My personal experience with incentives and penalty is that whenever I am promised a reward by my parents like when I was studying at elementary level, my father promised to buy me a convertible car if and when I attained a B grade at my high school diploma. The promise to be rewarded by a convertible car acted as an incentive and motivated me to work hard towards attaining a B grade and I was able to attain this objective. In the same vein, a penalty has also served a motivation towards attaining a particular goal in my life. An example is when my parents threatened not to allow me to go out and play with my friend in the evening if I had not completed my homework. Since I loved playing hockey with my friend in the evening, I had to ensure that I finish my homework hurriedly in order to get the opportunity to play with my friend. This however, had a negative implication in the quality of the homework that I submitted as my aim was to get an opportunity to play with friends rather than concentrating in my homework.
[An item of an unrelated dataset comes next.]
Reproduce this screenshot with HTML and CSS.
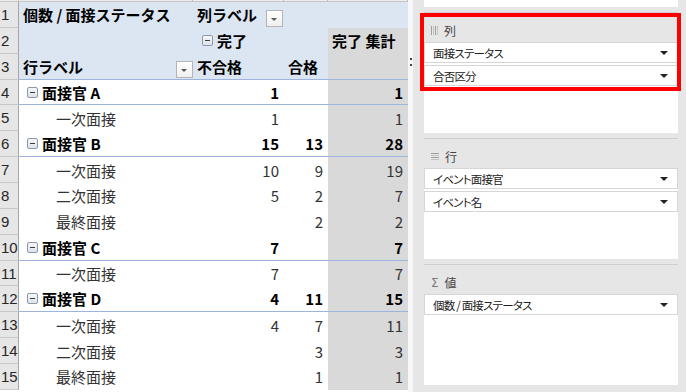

It later came to the realization of my parents that my performance dwindled during this period and this was later attributed to the fact that I took a lot of time playing with my friends in the evening.
The other theory that supports incentives and penalty is Douglas Mc Gregor’s theory commonly known as theory X and theory Y. Theory X holds that an average human being has an intense dislike for work. The theory avers that people are naturally lazy and avoids work at all cost (McGregor, 1984). Theory X holds that such employees can only work when there is a penalty for failing to work. Such employees will only work after being coerced, intimidated and threatened by their superiors. The theory assumes that individuals prefer to be supervised and directed as in order to work. Therefore, managers should be authoritative and strict with their subordinates at their work place (McGregor, 1984).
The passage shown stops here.